Appellant does not argue that it failed to receive notice of the hearing or the opportunity to file a written objection to the plan. Regarding the failure to file a written objection to the plan prior to its confirmation, Appellant's counsel argues that his client was constrained from more active participation in the proceedings because of health problems and financial constraints. Appellant states in sum:
Of course, as DIP points out in brief, C.L.Roofing did not bring an adversary proceeding, or otherwise challenge this valuation [of the 558 Broad Street property] in the lower Court, except for voting against the proposed Plan. Neither did CLRI make appropriate objections to other steps in the bankruptcy procedure, for some very good reasons. Gonzalez refusal to pay CLRI left it destitute, and unable to compete in a commercial construction market. It was unable to obtain workers compensation insurance, a required prerequisite to construction activity. Certainly, C. L. Roofing was not in a position to pay the $200.00 per hour legal fees that Gonzalez can afford.
Counsel maintains that he and his client did "attend one meeting of the creditors in this case, or perhaps a conference to discuss the disclosure plan." Counsel does not argue that he or his client voiced any objections to the Plan at this meeting or conference.

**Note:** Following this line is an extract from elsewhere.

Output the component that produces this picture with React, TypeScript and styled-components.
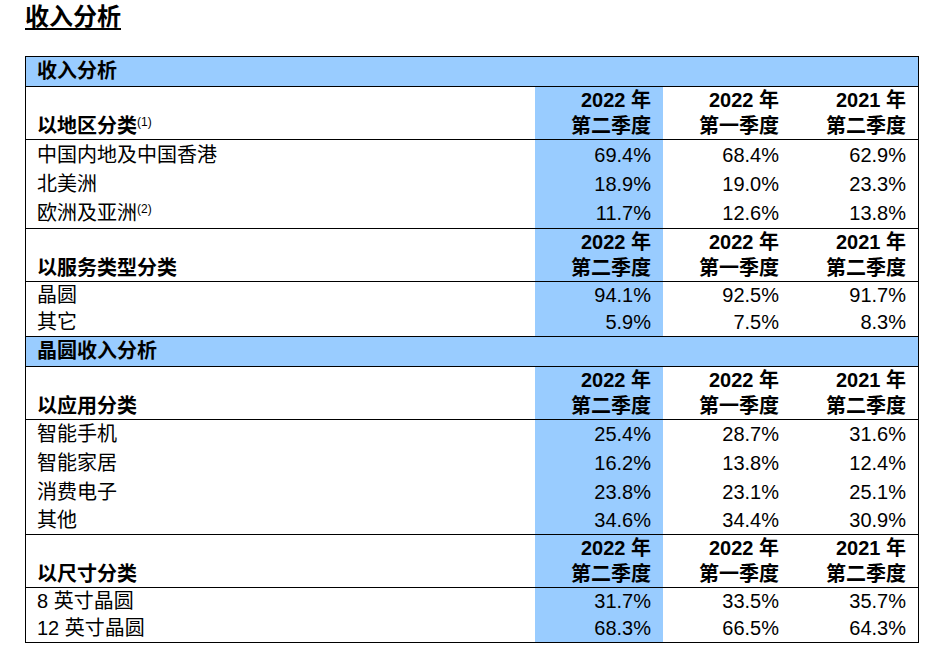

(Doc. 15 at 9) Appellant further argues, generally, that the confirmation plan is unfair to the creditors. The Court finds these arguments do not meet any of the five exceptions identified as warranting consideration when not raised in the district court.
V. Conclusion
The judgment of the Bankruptcy Court is hereby AFFIRMED and the appeal is DISMISSED.